_THE PROBLEM_
Where a line contains the word "Write", copy that line in full.

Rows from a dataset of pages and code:
## Start

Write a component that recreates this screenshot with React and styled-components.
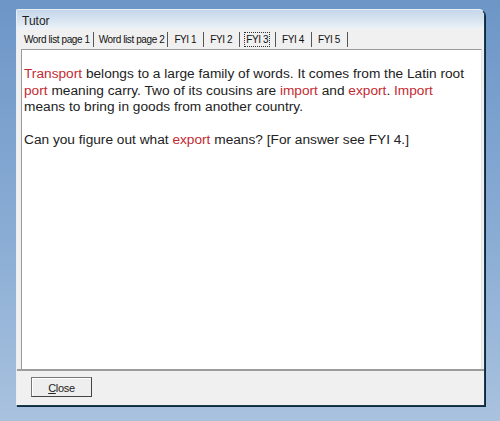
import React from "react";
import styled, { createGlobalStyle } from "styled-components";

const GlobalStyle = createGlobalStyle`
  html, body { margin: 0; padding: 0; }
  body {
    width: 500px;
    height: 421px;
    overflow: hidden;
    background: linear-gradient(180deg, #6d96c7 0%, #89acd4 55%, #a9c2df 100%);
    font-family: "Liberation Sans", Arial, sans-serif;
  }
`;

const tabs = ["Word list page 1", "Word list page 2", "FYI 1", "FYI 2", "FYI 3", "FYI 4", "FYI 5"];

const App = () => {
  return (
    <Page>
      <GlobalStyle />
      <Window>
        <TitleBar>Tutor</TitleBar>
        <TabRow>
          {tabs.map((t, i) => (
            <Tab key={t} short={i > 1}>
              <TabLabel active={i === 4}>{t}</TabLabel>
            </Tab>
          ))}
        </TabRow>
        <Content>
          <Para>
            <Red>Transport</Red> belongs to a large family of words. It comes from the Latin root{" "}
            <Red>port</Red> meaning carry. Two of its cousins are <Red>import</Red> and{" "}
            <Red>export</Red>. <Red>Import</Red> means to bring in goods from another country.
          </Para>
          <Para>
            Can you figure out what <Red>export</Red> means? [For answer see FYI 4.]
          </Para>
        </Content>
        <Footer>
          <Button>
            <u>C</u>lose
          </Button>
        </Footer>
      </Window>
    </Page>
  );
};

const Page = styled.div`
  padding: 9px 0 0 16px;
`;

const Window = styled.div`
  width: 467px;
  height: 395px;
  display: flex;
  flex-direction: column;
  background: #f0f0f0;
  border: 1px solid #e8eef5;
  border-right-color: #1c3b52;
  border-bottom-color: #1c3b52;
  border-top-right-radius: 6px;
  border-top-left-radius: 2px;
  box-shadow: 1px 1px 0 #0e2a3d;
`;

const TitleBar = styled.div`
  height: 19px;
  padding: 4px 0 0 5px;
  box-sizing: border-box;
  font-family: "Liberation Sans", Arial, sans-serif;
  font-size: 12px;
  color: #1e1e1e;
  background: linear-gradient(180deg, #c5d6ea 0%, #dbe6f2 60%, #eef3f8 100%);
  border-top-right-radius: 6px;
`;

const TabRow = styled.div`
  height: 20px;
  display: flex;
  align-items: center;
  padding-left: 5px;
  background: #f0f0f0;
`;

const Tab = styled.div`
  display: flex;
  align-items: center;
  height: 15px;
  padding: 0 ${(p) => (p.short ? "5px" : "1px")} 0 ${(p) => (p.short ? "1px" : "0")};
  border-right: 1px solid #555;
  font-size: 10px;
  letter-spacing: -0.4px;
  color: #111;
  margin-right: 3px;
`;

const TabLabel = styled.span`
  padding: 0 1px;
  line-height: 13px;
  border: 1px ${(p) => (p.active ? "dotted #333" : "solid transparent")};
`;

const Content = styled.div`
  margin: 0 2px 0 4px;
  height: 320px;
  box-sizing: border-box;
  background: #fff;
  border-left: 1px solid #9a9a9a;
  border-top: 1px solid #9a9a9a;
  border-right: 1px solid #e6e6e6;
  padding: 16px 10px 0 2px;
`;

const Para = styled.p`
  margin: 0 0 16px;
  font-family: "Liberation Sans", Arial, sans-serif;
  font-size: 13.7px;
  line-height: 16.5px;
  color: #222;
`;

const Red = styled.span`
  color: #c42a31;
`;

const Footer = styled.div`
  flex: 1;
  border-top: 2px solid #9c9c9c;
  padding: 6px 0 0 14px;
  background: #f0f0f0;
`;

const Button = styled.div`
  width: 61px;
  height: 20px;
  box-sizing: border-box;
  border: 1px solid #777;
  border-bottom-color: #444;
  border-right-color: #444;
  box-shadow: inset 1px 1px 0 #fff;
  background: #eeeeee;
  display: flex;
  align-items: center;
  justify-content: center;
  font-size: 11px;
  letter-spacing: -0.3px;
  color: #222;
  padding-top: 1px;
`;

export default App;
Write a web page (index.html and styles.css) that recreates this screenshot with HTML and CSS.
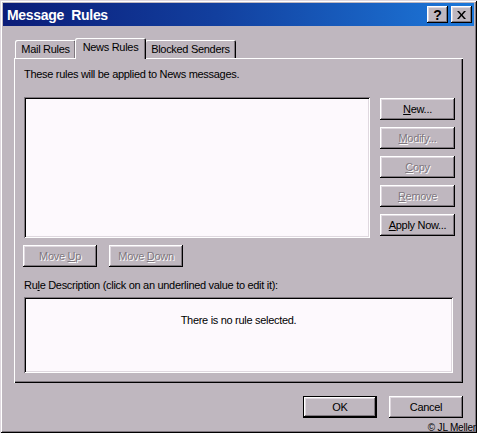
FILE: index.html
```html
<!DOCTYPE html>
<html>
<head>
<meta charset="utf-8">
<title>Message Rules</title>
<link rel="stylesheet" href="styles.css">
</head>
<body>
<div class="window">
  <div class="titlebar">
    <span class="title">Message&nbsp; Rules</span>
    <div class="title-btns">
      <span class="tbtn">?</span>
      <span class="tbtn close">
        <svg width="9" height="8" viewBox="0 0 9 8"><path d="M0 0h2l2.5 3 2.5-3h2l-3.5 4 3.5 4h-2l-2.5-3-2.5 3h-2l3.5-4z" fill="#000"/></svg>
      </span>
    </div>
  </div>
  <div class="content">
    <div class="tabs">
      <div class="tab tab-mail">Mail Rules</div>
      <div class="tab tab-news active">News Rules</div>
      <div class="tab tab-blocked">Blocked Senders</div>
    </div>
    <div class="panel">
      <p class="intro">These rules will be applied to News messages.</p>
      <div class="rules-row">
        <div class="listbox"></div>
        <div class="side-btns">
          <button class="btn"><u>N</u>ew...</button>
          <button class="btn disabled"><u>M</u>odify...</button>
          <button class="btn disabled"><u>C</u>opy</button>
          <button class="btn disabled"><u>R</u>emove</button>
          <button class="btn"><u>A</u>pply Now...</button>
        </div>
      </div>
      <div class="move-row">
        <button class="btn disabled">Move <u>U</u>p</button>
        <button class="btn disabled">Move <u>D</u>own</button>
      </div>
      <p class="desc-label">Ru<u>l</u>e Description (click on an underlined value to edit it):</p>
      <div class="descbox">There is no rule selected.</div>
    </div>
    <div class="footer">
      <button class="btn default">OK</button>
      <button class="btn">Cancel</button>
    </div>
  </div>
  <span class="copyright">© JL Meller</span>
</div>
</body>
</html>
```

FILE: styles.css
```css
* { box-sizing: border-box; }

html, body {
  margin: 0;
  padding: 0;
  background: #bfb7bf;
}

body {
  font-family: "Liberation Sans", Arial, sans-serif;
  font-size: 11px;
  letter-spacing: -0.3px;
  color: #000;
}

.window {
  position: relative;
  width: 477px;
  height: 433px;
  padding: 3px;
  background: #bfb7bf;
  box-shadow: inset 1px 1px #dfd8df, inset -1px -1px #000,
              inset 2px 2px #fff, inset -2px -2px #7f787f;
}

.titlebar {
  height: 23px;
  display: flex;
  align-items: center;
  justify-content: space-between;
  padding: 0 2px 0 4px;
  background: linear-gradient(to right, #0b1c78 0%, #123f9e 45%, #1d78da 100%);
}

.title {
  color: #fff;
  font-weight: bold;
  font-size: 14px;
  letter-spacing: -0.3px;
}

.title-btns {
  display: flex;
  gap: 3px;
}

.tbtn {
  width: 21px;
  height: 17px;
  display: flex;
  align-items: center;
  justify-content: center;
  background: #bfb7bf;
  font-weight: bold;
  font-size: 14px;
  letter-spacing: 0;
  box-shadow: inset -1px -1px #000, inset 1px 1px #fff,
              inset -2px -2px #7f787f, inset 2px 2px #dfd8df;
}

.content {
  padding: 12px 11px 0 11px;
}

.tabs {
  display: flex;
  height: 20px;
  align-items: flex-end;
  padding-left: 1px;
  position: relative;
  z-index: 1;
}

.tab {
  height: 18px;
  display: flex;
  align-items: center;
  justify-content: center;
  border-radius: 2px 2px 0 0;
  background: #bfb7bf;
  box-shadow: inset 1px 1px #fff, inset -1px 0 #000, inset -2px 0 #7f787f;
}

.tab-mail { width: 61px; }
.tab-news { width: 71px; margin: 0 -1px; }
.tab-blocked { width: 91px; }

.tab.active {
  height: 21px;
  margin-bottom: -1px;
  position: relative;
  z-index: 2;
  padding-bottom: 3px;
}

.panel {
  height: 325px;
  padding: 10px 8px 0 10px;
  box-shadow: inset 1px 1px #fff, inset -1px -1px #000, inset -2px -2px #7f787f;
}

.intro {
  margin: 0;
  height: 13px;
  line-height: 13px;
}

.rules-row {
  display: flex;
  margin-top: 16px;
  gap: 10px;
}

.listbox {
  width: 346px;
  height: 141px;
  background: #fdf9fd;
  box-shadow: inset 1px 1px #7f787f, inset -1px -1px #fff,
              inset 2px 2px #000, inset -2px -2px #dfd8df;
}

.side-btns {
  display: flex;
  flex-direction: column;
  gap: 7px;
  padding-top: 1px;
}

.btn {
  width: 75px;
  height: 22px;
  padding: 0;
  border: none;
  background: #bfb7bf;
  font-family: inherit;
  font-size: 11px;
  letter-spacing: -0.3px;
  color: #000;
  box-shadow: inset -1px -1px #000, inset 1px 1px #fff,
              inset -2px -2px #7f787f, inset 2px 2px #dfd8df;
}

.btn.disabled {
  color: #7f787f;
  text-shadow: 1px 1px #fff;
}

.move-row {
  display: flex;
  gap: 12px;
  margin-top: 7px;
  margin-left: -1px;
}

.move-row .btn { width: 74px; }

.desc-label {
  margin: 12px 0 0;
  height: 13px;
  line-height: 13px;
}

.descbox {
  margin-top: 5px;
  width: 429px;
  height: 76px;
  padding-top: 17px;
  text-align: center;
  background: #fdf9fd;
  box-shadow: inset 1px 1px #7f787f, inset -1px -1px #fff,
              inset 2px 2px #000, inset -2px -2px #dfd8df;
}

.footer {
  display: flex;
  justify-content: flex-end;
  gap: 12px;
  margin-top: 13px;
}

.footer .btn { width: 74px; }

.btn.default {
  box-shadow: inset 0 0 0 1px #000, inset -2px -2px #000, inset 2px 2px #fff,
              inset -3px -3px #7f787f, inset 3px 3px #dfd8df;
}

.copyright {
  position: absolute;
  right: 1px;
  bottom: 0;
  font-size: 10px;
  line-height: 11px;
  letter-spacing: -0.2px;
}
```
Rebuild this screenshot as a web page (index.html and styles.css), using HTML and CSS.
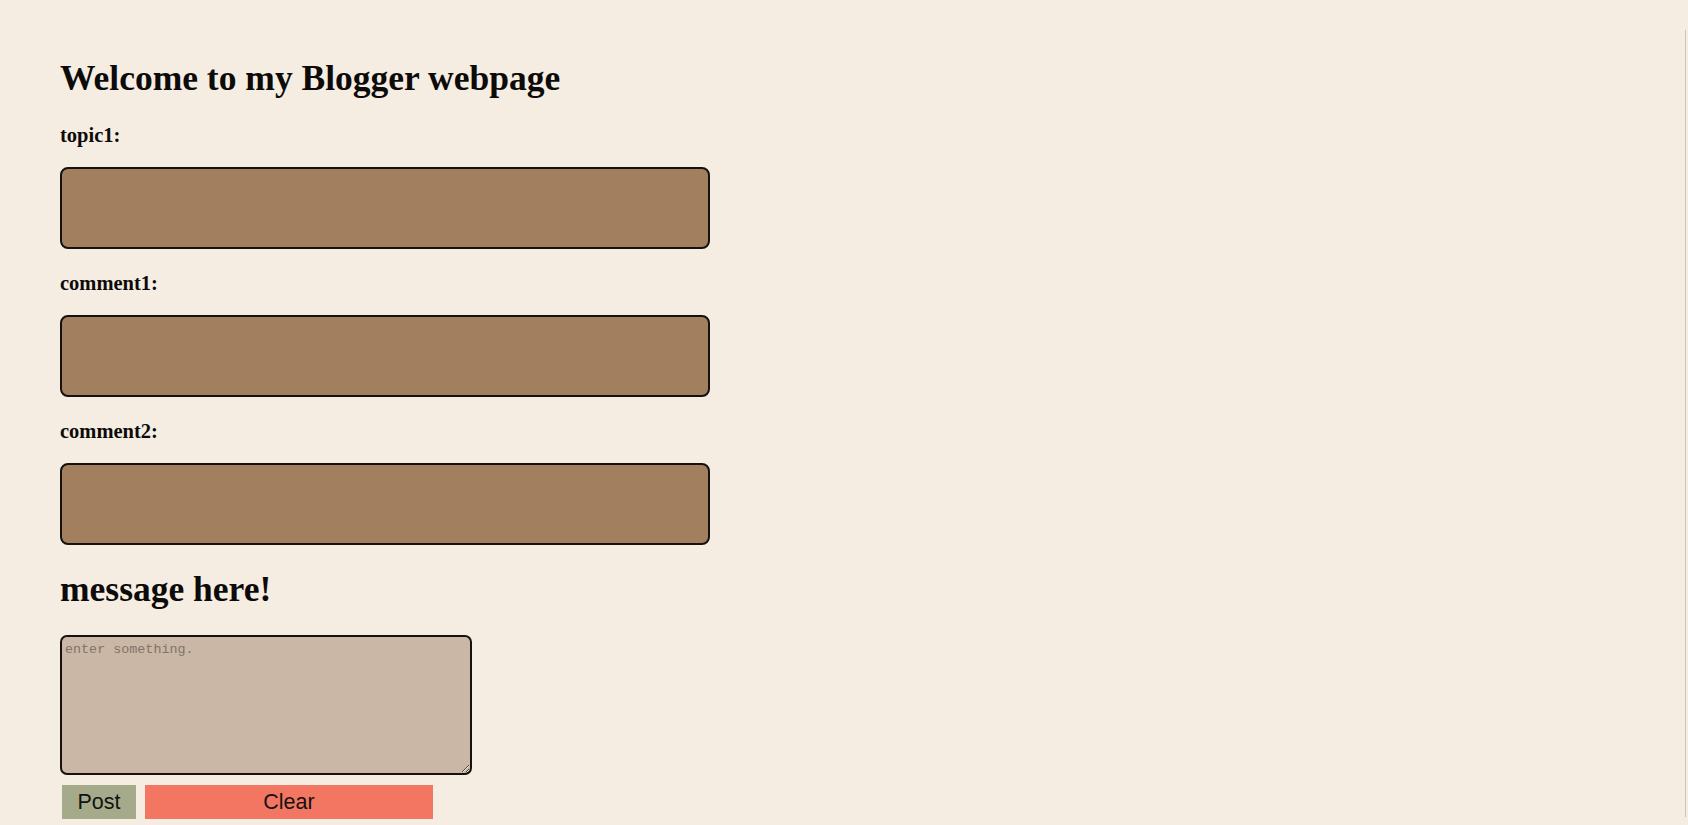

## End

_COMPLETED EXERCISE_
Write a component that recreates this screenshot with React and styled-components.
Write a web page (index.html and styles.css) that recreates this screenshot with HTML and CSS.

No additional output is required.